There’s a reason why you’ve likely started seeing more and more concession-style food items available at the movie theater: Depending on where you live, the expanded menus are another way for the theaters to make more money, especially when box office sales sag because of increased competition from online movie sources. Or simply patron disinterest.
One business model that’s on the rise includes the installation of leather recliners and side tables in place of traditional movie seating. When the lights dim for previews, the wait staff approaches each group and asks what people would like to order from the menu. As you settle in for the feature, or sometime before or after, your waiter returns with a collection of food and drink. And you can have your dinner or lunch as the movie kicks into high gear.
Other theaters simply expand the offerings available before the show, says QSR Magazine, selling slices of pizza and pre-packaged salads as customers hang out at the bar or wait in another area where hot entrees will be served after being prepared by a staff of line cooks.
What may elude customer attention, very much out of intent on the part of the theater operators, are the behind-the-scenes operations that make all of the newfound food items available – operations that include either Concession Hoods, Pizza Oven Hoods or full-on Commercial Kitchen Ventilation systems.
“When the cinema industry first was conceived, everyone saw it as a place to go and watch movie stars on the big screen, but then realized there was a need for snacks and food and beverage during the event,” says an industry expert. “As the expense for presenting films grew, secondary and ancillary revenue streams were created. You saw the development of concessions … to support the profit offset.”
Many theaters, he explains, are offering upscale food items at the concession stand while also adding limited- and full-service dining options to the overall movie-going experience.

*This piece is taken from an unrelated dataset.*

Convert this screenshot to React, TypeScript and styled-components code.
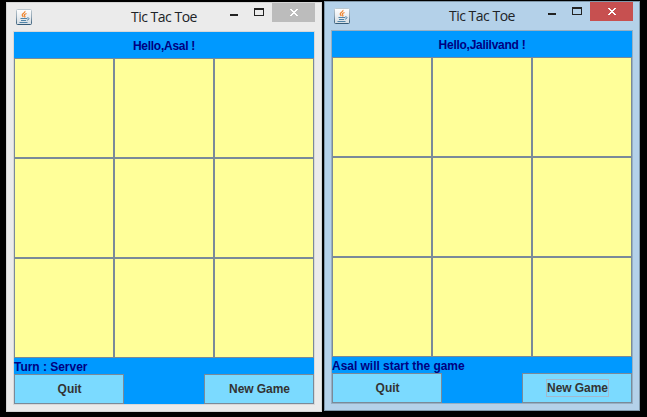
import React from "react";
import styled, { createGlobalStyle } from "styled-components";

const GlobalStyle = createGlobalStyle`
  * { box-sizing: border-box; }
  body { margin: 0; background: #000; overflow: hidden; }
`;

const Desktop = styled.main`
  display: flex;
  align-items: flex-start;
  gap: 2px;
  width: 647px;
  height: 417px;
  padding: 1px 0 0 6px;
  background: #000;
`;

const Frame = styled.section<{ $active?: boolean }>`
  display: flex;
  flex-direction: column;
  width: 316px;
  height: 410px;
  margin-top: ${(p) => (p.$active ? 0 : 1)}px;
  padding: 0 6px;
  background: ${(p) => (p.$active ? "#b4d1e9" : "#ebebeb")};
  border: 1px solid ${(p) => (p.$active ? "#8097a9" : "#d5d5d5")};
`;

const TitleBar = styled.header`
  display: grid;
  grid-template-columns: 19px 1fr 42px 43px;
  height: 28px;
  padding-left: 3px;
`;

const IconSlot = styled.div`
  padding-top: 6px;
  height: 28px;
  svg { display: block; }
`;

const Title = styled.h1`
  margin: 0;
  padding: 4px 0 0 96px;
  font: 400 14px/20px "Open Sans", sans-serif;
  letter-spacing: -0.5px;
  color: #202327;
  white-space: nowrap;
`;

const WindowControls = styled.div`
  height: 19px;
  svg { display: block; }
`;

const CloseButton = styled.div<{ $active?: boolean }>`
  height: 19px;
  background: ${(p) => (p.$active ? "#c75050" : "#bcbcbc")};
  svg { display: block; }
`;

const Client = styled.div<{ $active?: boolean }>`
  display: flex;
  flex-direction: column;
  width: 302px;
  height: 374px;
  border: 1px solid ${(p) => (p.$active ? "#96afc3" : "#d8d8d8")};
  background: #0099ff;
  font: bold 12px/16px "Liberation Sans", Arial, sans-serif;
  color: #000080;
`;

const Greeting = styled.div`
  height: 26px;
  padding-top: 6px;
  text-align: center;
  letter-spacing: -0.27px;
`;

const Board = styled.div`
  display: grid;
  grid-template: repeat(3, 100px) / repeat(3, 100px);
`;

const Cell = styled.div`
  background: #ffff99;
  border: 1px solid #7a8a99;
`;

const Status = styled.div`
  height: 16px;
  padding-top: 1px;
  letter-spacing: -0.03px;
  white-space: nowrap;
`;

const Actions = styled.div`
  display: flex;
  justify-content: space-between;
`;

const ActionButton = styled.div`
  display: flex;
  align-items: center;
  justify-content: center;
  width: 110px;
  height: 30px;
  padding-left: 1px;
  border: 1px solid #7a8a99;
  background: #7bdaff;
  color: #333;
`;

const Label = styled.span<{ $focused?: boolean }>`
  height: 18px;
  line-height: 17px;
  letter-spacing: -0.05px;
  border: 1px solid ${(p) => (p.$focused ? "#a3b8cc" : "transparent")};
`;

function JavaIcon({ id }: { id: string }) {
  return (
    <svg width="16" height="16" viewBox="0 0 16 16" fill="none">
      <defs>
        <linearGradient id={id} x2="0" y2="1">
          <stop stopColor="#ffffff" />
          <stop offset="1" stopColor="#d5dde3" />
        </linearGradient>
        <linearGradient id={`${id}-edge`} x2="0" y2="1">
          <stop stopColor="#bbc8d0" />
          <stop offset=".5" stopColor="#91a5b4" />
          <stop offset="1" stopColor="#355b78" />
        </linearGradient>
      </defs>
      <rect x=".5" y=".5" width="15" height="15" rx="1" fill={`url(#${id})`} stroke={`url(#${id}-edge)`} />
      <path d="M9 2c.5 2-3.3 2.4-2.8 4.2.1.6.8 1 1.1 1.8M10.5 4.5C8.7 5.2 7.5 6 8.7 7c.5.5.2.9-.3 1.4" stroke="#ef8127" strokeWidth="1.15" />
      <path d="M4.5 9.5H11M5 11.5h5M3.5 13.5H11.5M11 9c3-.7 2.5 2-.2 2.2" stroke="#5084a8" strokeWidth="1" />
    </svg>
  );
}

function Game({ player, status, active }: { player: string; status: string; active?: boolean }) {
  return (
    <Frame $active={active}>
      <TitleBar>
        <IconSlot><JavaIcon id={active ? "javaB" : "javaA"} /></IconSlot>
        <Title>Tic Tac Toe</Title>
        <WindowControls>
          <svg width="42" height="19" shapeRendering="crispEdges">
            <path d="M0 11h8v2H0z" fill="#222" />
            <path fillRule="evenodd" d="M24 5h10v8H24zM25 7v5h8V7z" fill="#222" />
          </svg>
        </WindowControls>
        <CloseButton $active={active}>
          <svg width="43" height="19" shapeRendering="crispEdges" fill="#fff">
            <path d="M18 6h2v1h1v1h2V7h1V6h2v1h-1v1h-1v1h-1v1h1v1h1v1h1v1h-2v-1h-1v-1h-2v1h-1v1h-2v-1h1v-1h1v-1h1V9h-1V8h-1V7h-1z" />
          </svg>
        </CloseButton>
      </TitleBar>
      <Client $active={active}>
        <Greeting>Hello,{player} !</Greeting>
        <Board>
          {Array.from({ length: 9 }, (_, i) => <Cell key={i} />)}
        </Board>
        <Status>{status}</Status>
        <Actions>
          <ActionButton><Label>Quit</Label></ActionButton>
          <ActionButton><Label $focused={active}>New Game</Label></ActionButton>
        </Actions>
      </Client>
    </Frame>
  );
}

export default function App() {
  return (
    <>
      <GlobalStyle />
      <Desktop>
        <Game player="Asal" status="Turn : Server" />
        <Game player="Jalilvand" status="Asal will start the game" active />
      </Desktop>
    </>
  );
}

At one theater, offerings range in price from $9.50 for the cheapest appetizer to $22.50 for a fish entrée. And that, of course, is on top of the cost of movie tickets, parking, beverages or snacks. So far, people seem to be taking well to the concept.
“We identified a niche of a moviegoer who really cut down on the amount of time they were going to a movie or eliminated it altogether because of what a traditional movie-going experience has become nowadays, which is very crowded and sometimes rowdy,” says the executive director of one cinema-restaurant concept.